Czułem się już tak raz w życiu w latach 1985-88 tuż po stanie wojennym. Powszechne „urządzanie się w dupie”, cynizm, rezygnacja… Wtedy ratunek przyszedł przez Kulturę. „Drugi obieg” literatury, przemyt amatorsko tłumaczonych kaset video, polska fala rocka, kultura studencka, pieśni bardów, kabaretowe zmagania z cenzurą i gra z inteligencją odbiorców, manewry symboliczne od solidarycy po Pomarańczową Alternatywę… Nie potrzebowaliśmy polityki bo niósł nas śmiech, wzruszenie, autentycznie odczuwany patos codzienności…

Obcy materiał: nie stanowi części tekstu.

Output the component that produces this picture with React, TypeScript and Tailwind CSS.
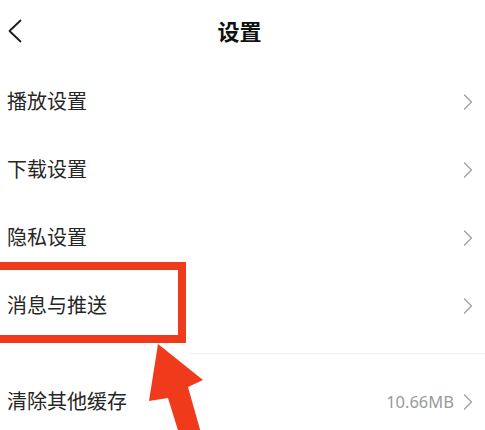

I teraz też POTRZEBUJEMY KULTURY JAK POWIETRZA! Nie tej pomylonej z tanią rozrywką i propagandą. Nie tej od igrzysk i durnowatych „formatów telewizyjnych”. Kultury szytej na naszą miarę, a więc także często prostej w formie, ale obowiązkowo głębokiej w treści. Potrzebujemy konfrontacji pism świętych kultury i obrazoburczych manifestów czynionych w słowie, muzyce, obrazie, ruchu. W kulturze sensualnej i wirtualnej. Potrzebujemy pomieszania starego i nowego. Potrzebujemy animatorów kultury nie od malowania buziek, ale od malowania znaczeń. Artystów nie „realizujących projekty”, ale znowu: komponujących, piszących poezję, prozę i dramaty, malujących obrazy, tworzących inscenizacje i nadających znaczenie choreografii wychodzącej poza estetykę ruchu. Potrzebujemy Kultury uczącej, dialogicznej, zbuntowanej. Potrzebujemy kultury uniwersalnej, która umie opowiadać o tym, co nas dotknęło. Pozwoli „przyznać, opłakać, zapomnieć” z jednej strony, a z drugiej będzie szczepionką na kolejne nieuniknione kryzysy.

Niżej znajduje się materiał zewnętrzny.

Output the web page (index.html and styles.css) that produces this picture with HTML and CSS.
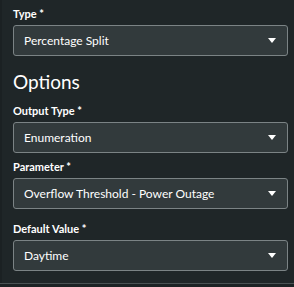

Potrzebujemy też KULTURY LOKALNEJ, która nie ogląda się na „Warszawę” i ”Kraków”, ale przegląda lokalne garaże, kanciapy szkolne, scenki dusznych pubów, mieszkania i pracownie artystów… Przegląda, wyciąga i puszcza w obieg… i wymienia, wymienia, wymienia! Z powiatem zza miedzy, dużymi miastami, Europą, resztą świata. Bo można! Bo sieć, bo glokalność, bo młode pokolenia znające języki i nie mające prowincjonalnych kompleksów. To nie są czasy na oszczędzanie na kulturze. To nie są czasy urządzania czwartego sortu partyjnych „kadr” na „kulturalnych posadkach”. To nie są czasy na zblazowanych i wypalonych instruktorów i dyrektorów placówek traktujących lokalną instytucję kultury jako polityczną trampolinę. To czas inwestowania w kulturę! To czas animatorów kultury pełnych zaangażowania, z charyzmą, poczuciem misji, przychodzących do pracy z wypiekami na twarzy. To czas, aby zacząć ich wynagradzać stosownie do roli, którą muszą spełnić. To czas na kulturalne pospolite ruszenie nauczycieli, liderów i radnych kształtujących świadomie lokalne polityki kultury – wspólnie, bez względu na polityczne rodowody.
Czy dostrzeżemy te wyzwania i zechcemy im sprostać? Nie wiem. Na razie jestem pesymistą. Kultura to wartość autoteliczna i nierozerwalnie związana z Człowiekiem, więc oczywiście poradzi sobie i bez polityki kulturalnej i jej instytucji. Ale z nimi byłoby naprawdę łatwiej wyjść z dołka w który wpadliśmy. Więc chcę zachować trochę nadziei i będę powtarzał do znudzenia:
To czas Koyaanisqatsi. Tylko przez Kulturę jesteśmy w stanie mądrze go przeżyć!